Esta frase nos hace tomar
conciencia de la fuerza avasalladora de la vivencia del dolor, amenazante e
impiadoso.
El dolor “denuncia
la presencia de algo extraño.", Santiago Kovadloff, en su libro El enigma
del sufrimiento, lo llama “el intruso”.
Los dolores intensos no reconocen fronteras entre lo físico y lo psíquico.
Pero cuando
la intensidad traspasa el umbral de lo soportable y la sensación de estallido
se apodera de nosotros, la experiencia del dolor parece deshumanizarnos o quizá sea al revés y sea esa
vulnerabilidad la que nos hace ser más humanos.
Quienes
padecen migrañas, lumbalgias, quien tuvo alguna vez un cólico intenso, quien
sufrió una pérdida que no puede terminar de procesar, sabe lo difícil que es
convivir con el dolor, donde el tiempo se eterniza, la conciencia del propio
cuerpo se altera y la sensación de enloquecimiento… roza.

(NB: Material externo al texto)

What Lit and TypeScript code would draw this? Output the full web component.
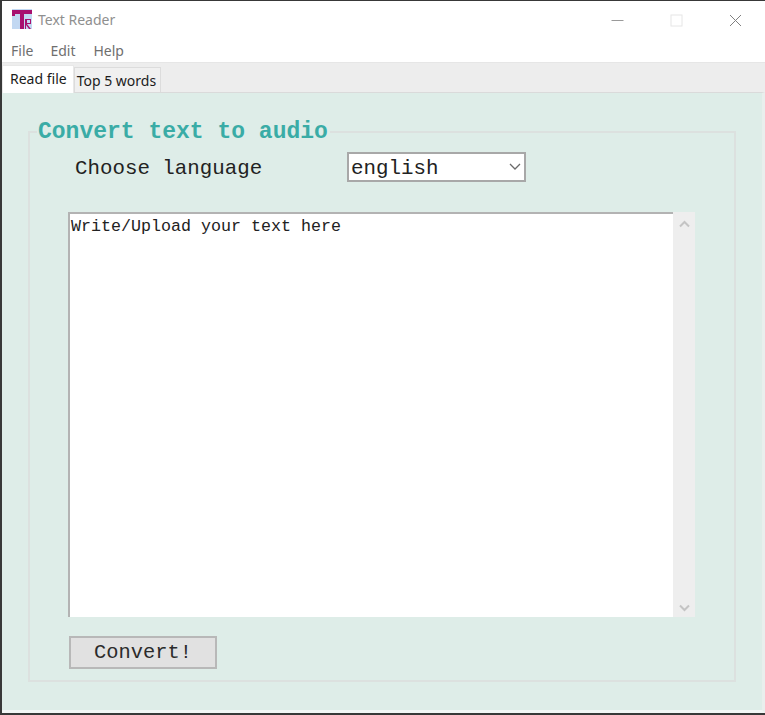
import { html, css, LitElement } from "lit";
import { customElement, state } from "lit/decorators.js";

const MONO = css`"Liberation Mono", "Courier New", monospace`;

@customElement("app-root")
export class AppRoot extends LitElement {
  static styles = css`
    :host {
      display: block;
      width: 765px;
      height: 715px;
      overflow: hidden;
      background: #383838;
      font-family: "Noto Sans", "Open Sans", sans-serif;
    }

    .window {
      margin: 1px 0 0 2px;
      width: 763px;
      height: 712px;
      display: flex;
      flex-direction: column;
      background: #fff;
    }

    .titlebar {
      height: 38px;
      box-sizing: border-box;
      padding: 0 0 2px 10px;
      display: flex;
      align-items: center;
      color: #8f8f8f;
      font-size: 14px;
    }
    .logo {
      width: 20px;
      height: 20px;
      margin-right: 6px;
    }
    .title {
      flex: 1;
    }
    .controls {
      display: flex;
      align-items: center;
      margin-top: 2px;
    }
    .controls svg {
      display: block;
      width: 13px;
      height: 13px;
    }
    .ctl {
      width: 59px;
      display: flex;
      justify-content: center;
    }

    .menu {
      height: 23px;
      display: flex;
      align-items: center;
      gap: 17px;
      padding-left: 9px;
      font-size: 14px;
      color: #6f6f6f;
    }
    .menu span:last-child {
      margin-left: 1px;
    }

    .tabs {
      height: 30px;
      background: #ededed;
      border-top: 1px solid #e6e6e6;
      box-sizing: border-box;
      display: flex;
      align-items: flex-end;
      font-size: 14px;
      color: #1c1c1c;
    }
    .tab {
      cursor: default;
      box-sizing: border-box;
      height: 25px;
      padding: 0 4px 0 2px;
      line-height: 26px;
      background: #f0f0f0;
      border: 1px solid #dcdcdc;
      border-bottom: none;
    }
    .tab.active {
      height: 28px;
      padding: 0 6px 0 7px;
      line-height: 26px;
      background: #fff;
      border-color: #e8e8e8;
      margin-bottom: -1px;
      position: relative;
    }

    .panel {
      flex: 1;
      background: #deede8;
      border-top: 1px solid #dadada;
      border-right: 3px solid #e9efed;
      border-bottom: 3px solid #f2f6f5;
      padding: 26px 26px 28px 26px;
      display: flex;
      flex-direction: column;
    }

    fieldset {
      flex: 1;
      margin: 0;
      min-width: 0;
      border: 2px solid #dce1df;
      padding: 0 0 0 39px;
      display: flex;
      flex-direction: column;
      align-items: flex-start;
    }
    legend {
      margin-left: -32px;
      padding: 0 2px 0 1px;
      font: bold 23px/26px ${MONO};
      color: #3aaca6;
    }

    .lang {
      display: flex;
      align-items: center;
      height: 30px;
      margin-top: 7px;
      margin-left: 6px;
      font: 20.8px ${MONO};
      color: #222;
    }
    .lang-label {
      width: 272px;
      padding-top: 2px;
    }
    select {
      appearance: none;
      width: 179px;
      height: 30px;
      box-sizing: border-box;
      margin: 0;
      padding: 2px 0 0 2px;
      border: 2px solid #a8a8a8;
      border-radius: 0;
      background: #fff;
      font: 20.8px ${MONO};
      color: #222;
      outline: none;
    }
    .select-wrap {
      position: relative;
      display: flex;
    }
    .chev {
      position: absolute;
      right: 5px;
      top: 11px;
      width: 12px;
      height: 8px;
      pointer-events: none;
    }

    .editor {
      display: flex;
      margin-top: 30px;
      margin-left: -1px;
      height: 405px;
    }
    textarea {
      width: 605px;
      height: 405px;
      box-sizing: border-box;
      margin: 0;
      padding: 3px 0 0 1px;
      border: none;
      border-top: 2px solid #b3b3b3;
      border-left: 2px solid #b3b3b3;
      border-radius: 0;
      background: #fff;
      font: 16.67px/20px ${MONO};
      color: #222;
      resize: none;
      outline: none;
      overflow: hidden;
    }
    .scroll {
      width: 22px;
      background: #eeeeee;
      display: flex;
      flex-direction: column;
      justify-content: space-between;
      align-items: center;
      padding: 8px 0 5px;
      box-sizing: border-box;
    }
    .scroll svg {
      display: block;
      width: 11px;
      height: 8px;
    }

    button {
      margin-top: 19px;
      width: 148px;
      height: 33px;
      box-sizing: border-box;
      border: 2px solid #b8b8b8;
      border-radius: 0;
      background: #e1e1e1;
      padding: 0;
      font: 20.4px ${MONO};
      color: #2b2b2b;
    }
  `;

  @state() private tab = 0;

  render() {
    return html`
      <div class="window">
        <div class="titlebar">
          <svg class="logo" viewBox="0 0 20 20">
            <rect width="20" height="20" fill="#c2d8f2" />
            <path d="M0 1h20v4H12v15H8V5H3v2H0z" fill="#a8106f" />
            <path d="M13 10h6v5h-4l4 5h-2l-3-4v4h-1zM15 11v3h3v-3z" fill="#a8106f" fill-rule="evenodd" />
          </svg>
          <span class="title">Text Reader</span>
          <div class="controls">
            <div class="ctl">
              <svg viewBox="0 0 13 13"><path d="M0.500 6.500h12" stroke="#9a9a9a" fill="none" /></svg>
            </div>
            <div class="ctl">
              <svg viewBox="0 0 13 13"><rect x="1" y="1" width="11" height="11" stroke="#e6e6e6" fill="none" /></svg>
            </div>
            <div class="ctl">
              <svg viewBox="0 0 13 13"><path d="M1 1l11 11M12 1L1 12" stroke="#808080" fill="none" /></svg>
            </div>
          </div>
        </div>
        <div class="menu"><span>File</span><span>Edit</span><span>Help</span></div>
        <div class="tabs">
          ${["Read file", "Top 5 words"].map(
            (t, i) => html`<div class="tab ${this.tab === i ? "active" : ""}" @click=${() => (this.tab = i)}>${t}</div>`
          )}
        </div>
        <div class="panel">
          <fieldset>
            <legend>Convert text to audio</legend>
            <div class="lang">
              <span class="lang-label">Choose language</span>
              <div class="select-wrap">
                <select>
                  <option>english</option>
                </select>
                <svg class="chev" viewBox="0 0 12 8"><path d="M1 1l5 5 5-5" fill="none" stroke="#6a6a6a" stroke-width="1.300" /></svg>
              </div>
            </div>
            <div class="editor">
              <textarea spellcheck="false" .value=${"Write/Upload your text here"}></textarea>
              <div class="scroll">
                <svg viewBox="0 0 11 8"><path d="M1 6.500l4.500-4.500 4.500 4.500" fill="none" stroke="#c4c4c4" stroke-width="2" /></svg>
                <svg viewBox="0 0 11 8"><path d="M1 1.500l4.500 4.500 4.500-4.500" fill="none" stroke="#c4c4c4" stroke-width="2" /></svg>
              </div>
            </div>
            <button>Convert!</button>
          </fieldset>
        </div>
      </div>
    `;
  }
}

Lo duro del dolor es que no se comparte, aqueja
adentro de uno mismo, en soledad, no deja pensar, comer, hacer, decir, genera
impotencia y agota.
Santiago Kovadloff diferencia
dolor de sufrimiento, explicando así: "El
dolor avasalla, el sufrimiento -en cambio- es lo que el sujeto logra hacer con
el dolor”. Hay un movimiento de pasaje del dolor al sufrimiento donde el dolor no se extingue, pero ya no asusta
El dolor, la angustia, el sufrimiento ademas del el arduo
trabajo psíquico del duelo nos ponen en contacto con la finitud, la conciencia del ultimo limite, esa finitud que paradójicamente nos lleva a desear, vivir,
saborear y cuidar cada instante y rescatar del dolor la fortaleza, el conocimiento de recursos propios
y afectos que ni imaginábamos tener así como a partir del contacto con nuestra
vulnerabilidad logra encontrar nuevo sentido al tiempo que nos restar por vivir.